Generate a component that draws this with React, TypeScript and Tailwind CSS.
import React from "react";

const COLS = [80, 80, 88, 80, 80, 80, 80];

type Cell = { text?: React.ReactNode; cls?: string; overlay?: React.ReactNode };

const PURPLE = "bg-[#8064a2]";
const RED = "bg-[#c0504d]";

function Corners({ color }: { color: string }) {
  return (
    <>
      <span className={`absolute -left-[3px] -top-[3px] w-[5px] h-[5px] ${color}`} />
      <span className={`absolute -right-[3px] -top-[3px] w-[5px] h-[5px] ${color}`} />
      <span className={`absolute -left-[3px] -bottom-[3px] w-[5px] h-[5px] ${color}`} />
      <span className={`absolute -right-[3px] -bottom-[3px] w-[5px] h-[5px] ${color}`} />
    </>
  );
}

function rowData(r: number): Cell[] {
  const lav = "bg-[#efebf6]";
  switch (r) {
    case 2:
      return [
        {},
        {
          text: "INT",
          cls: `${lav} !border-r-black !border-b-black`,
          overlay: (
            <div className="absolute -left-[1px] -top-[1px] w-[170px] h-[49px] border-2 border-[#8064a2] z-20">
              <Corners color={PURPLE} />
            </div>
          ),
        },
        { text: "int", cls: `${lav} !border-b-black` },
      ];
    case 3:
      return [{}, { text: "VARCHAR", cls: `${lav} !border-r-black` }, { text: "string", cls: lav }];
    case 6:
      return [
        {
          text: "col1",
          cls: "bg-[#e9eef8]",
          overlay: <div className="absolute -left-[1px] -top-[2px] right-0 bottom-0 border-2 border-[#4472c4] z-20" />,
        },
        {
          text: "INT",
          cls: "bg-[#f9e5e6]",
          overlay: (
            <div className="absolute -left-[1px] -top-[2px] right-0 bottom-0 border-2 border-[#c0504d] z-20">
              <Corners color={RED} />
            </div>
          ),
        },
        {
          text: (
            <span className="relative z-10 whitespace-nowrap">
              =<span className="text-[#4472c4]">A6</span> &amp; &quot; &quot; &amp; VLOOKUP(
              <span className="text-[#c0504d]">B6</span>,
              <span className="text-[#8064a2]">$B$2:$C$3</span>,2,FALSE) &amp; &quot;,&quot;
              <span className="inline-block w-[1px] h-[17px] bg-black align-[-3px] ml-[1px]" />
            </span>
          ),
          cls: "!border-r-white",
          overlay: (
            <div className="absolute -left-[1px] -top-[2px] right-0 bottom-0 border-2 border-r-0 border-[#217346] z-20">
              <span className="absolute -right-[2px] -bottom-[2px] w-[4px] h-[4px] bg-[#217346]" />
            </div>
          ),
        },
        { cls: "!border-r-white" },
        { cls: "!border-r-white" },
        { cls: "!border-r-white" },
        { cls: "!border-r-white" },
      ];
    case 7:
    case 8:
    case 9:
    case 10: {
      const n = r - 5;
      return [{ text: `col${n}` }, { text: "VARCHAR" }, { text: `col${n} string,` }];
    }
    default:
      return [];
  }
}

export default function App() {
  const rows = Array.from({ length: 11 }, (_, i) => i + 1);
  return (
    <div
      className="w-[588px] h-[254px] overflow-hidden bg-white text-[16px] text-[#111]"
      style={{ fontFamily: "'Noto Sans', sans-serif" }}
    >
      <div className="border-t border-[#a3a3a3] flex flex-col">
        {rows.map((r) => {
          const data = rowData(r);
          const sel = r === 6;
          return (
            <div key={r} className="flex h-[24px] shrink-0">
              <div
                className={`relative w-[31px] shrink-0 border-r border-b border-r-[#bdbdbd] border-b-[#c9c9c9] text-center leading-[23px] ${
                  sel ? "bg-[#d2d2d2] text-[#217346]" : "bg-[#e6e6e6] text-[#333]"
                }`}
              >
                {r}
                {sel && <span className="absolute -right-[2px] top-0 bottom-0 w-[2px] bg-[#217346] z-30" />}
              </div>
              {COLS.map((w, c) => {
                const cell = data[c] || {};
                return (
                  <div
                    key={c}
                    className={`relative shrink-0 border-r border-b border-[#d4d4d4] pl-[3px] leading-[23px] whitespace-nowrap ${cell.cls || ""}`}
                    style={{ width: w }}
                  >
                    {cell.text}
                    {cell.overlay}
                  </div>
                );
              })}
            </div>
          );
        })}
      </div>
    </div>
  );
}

--------------------------------

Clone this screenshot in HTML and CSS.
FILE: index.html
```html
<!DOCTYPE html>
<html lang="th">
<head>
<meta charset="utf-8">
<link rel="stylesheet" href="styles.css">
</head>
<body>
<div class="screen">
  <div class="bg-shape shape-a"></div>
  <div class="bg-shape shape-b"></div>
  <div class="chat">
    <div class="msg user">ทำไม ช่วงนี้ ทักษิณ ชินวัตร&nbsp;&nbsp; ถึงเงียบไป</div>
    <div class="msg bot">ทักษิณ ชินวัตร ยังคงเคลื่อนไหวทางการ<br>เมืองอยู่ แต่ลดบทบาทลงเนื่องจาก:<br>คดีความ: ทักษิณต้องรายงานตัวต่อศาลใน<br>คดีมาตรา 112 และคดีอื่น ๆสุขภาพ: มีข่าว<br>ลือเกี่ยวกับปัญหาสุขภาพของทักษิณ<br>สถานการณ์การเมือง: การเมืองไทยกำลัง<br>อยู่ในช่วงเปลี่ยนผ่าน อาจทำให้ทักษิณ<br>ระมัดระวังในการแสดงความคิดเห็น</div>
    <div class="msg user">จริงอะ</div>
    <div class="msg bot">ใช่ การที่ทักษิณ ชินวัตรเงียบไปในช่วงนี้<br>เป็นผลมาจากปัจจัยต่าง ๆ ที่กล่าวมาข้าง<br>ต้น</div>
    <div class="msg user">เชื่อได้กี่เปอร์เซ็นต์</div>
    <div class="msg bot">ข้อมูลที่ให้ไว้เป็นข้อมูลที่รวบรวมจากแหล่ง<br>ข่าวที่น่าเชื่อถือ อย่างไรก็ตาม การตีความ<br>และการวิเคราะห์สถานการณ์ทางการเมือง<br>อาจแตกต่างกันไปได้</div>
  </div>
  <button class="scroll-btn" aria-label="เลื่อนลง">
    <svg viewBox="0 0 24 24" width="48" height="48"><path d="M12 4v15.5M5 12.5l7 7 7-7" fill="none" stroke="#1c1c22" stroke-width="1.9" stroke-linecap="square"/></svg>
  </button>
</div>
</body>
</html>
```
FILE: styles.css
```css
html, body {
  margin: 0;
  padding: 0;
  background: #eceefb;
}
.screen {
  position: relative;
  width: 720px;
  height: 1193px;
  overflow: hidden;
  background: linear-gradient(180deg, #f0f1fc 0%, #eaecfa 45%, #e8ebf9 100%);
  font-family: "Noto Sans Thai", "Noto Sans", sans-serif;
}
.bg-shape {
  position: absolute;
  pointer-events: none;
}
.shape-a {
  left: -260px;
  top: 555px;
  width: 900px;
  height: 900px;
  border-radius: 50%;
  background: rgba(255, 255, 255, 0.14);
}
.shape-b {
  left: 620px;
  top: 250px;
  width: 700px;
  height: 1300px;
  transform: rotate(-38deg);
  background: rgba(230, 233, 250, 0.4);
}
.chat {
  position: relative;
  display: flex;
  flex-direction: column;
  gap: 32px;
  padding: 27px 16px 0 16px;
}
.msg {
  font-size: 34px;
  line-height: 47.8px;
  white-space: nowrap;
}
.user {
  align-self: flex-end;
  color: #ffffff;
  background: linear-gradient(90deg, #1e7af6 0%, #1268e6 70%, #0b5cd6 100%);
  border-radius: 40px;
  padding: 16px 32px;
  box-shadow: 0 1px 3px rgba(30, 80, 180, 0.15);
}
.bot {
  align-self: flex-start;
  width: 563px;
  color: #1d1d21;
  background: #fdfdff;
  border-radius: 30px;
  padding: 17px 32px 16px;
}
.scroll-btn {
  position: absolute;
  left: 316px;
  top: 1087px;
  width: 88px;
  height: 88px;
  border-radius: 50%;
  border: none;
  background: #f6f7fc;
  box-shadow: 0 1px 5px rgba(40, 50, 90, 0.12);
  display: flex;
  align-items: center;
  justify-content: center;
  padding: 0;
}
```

--------------------------------

Exercise instructions:
Copy each line of the listing that contains the string "this".

The solution:
Generate a component that draws this with React, TypeScript and Tailwind CSS.
Clone this screenshot in HTML and CSS.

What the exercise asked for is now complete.